Gusta was a beautiful blonde, blue-eyed little girl and an only child. It seemed all my playmates were “only” children, and there were so many of the Brooks children. Gusta had had a little sister but she had passed away. Gusta always seemed lonely. She would beg and beg my mother for me to go home with her, and I just loved to go. She had so many toys and pretty things to play with. We would play for hours with never a harsh word.

While Floy–well arguments were continually coming up and she would get mad and fly home–but not for very long. It was too lonesome and she could see the Brooks children going ahead with their play, not even missing her. I never remember having a harsh word with Gusta, and it was indeed a sad day when her father sold his store and they moved to Piedmont. The roads were bad and it would take three or four hours by wagon to go into the city.

One thing I remember as a highlight in my childhood was my seventh birthday. My mother let me have a birthday party. All the girl friends I had were there: Gusta, Floy, Meekie Sebastion, Ethel Bunyard, Effie Angel and perhaps others I have forgotten. I remember Meekie Sebastian gave me a little pin cushion I kept for many years. Her father was our family doctor and brought most all of us into the world. I do not remember all my gifts but it was a very happy day to me.

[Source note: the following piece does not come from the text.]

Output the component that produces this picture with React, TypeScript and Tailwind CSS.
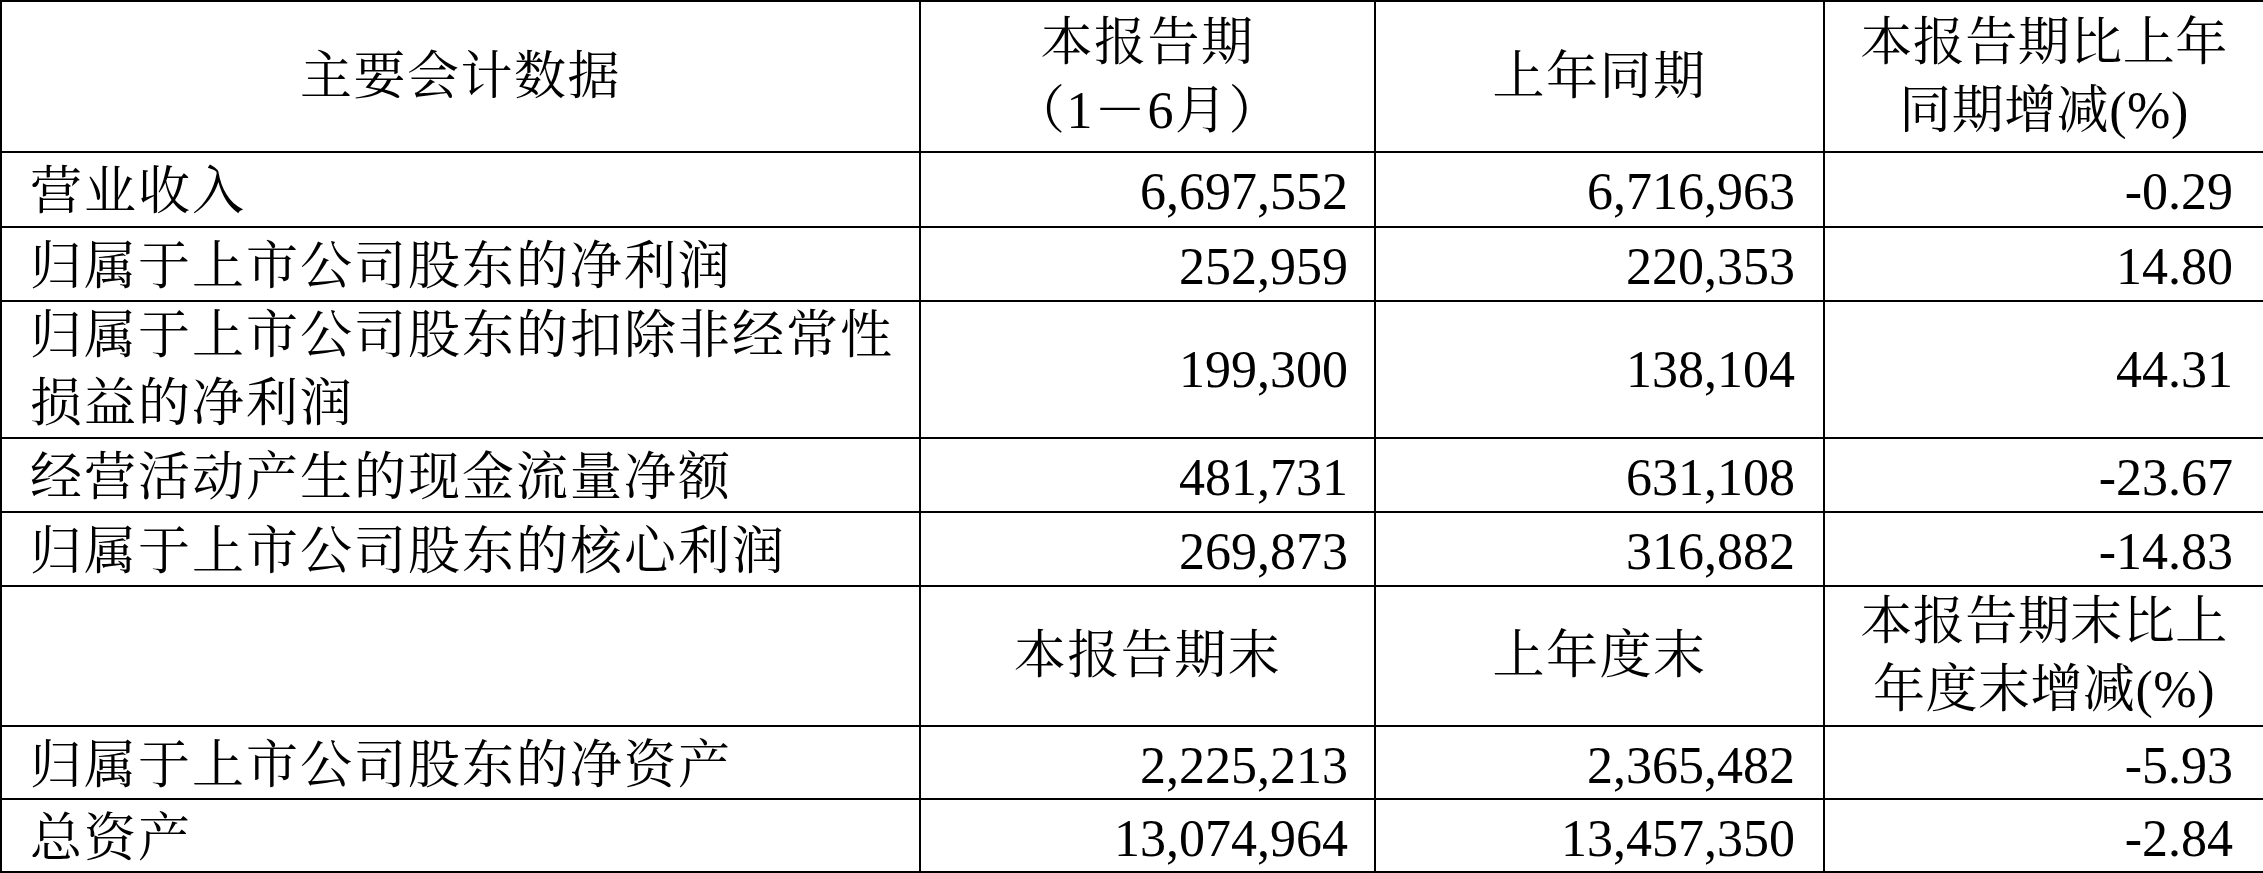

I was very fond of Effie Angel, another only child. Her parents lived on a farm about a mile from town. She walked to school, and she would go by my home and ask Mother to let me go stay all night. We would come back to school the next morning, and many are the times I went home with Effie. They had cows, chickens, hogs and geese. It was a great pleasure for me to go to her house and sleep on those fat clean feather beds with beautiful hand-made quilts, for Effie’s mother was a hard worker and had everything nice and clean and everything to eat a farm produces.

Then there was Nan and Alpha Daffron. They lived on a farm just the opposite direction from where Effie lived. I spent many a night with them, and we would talk and giggle till all hours of the night.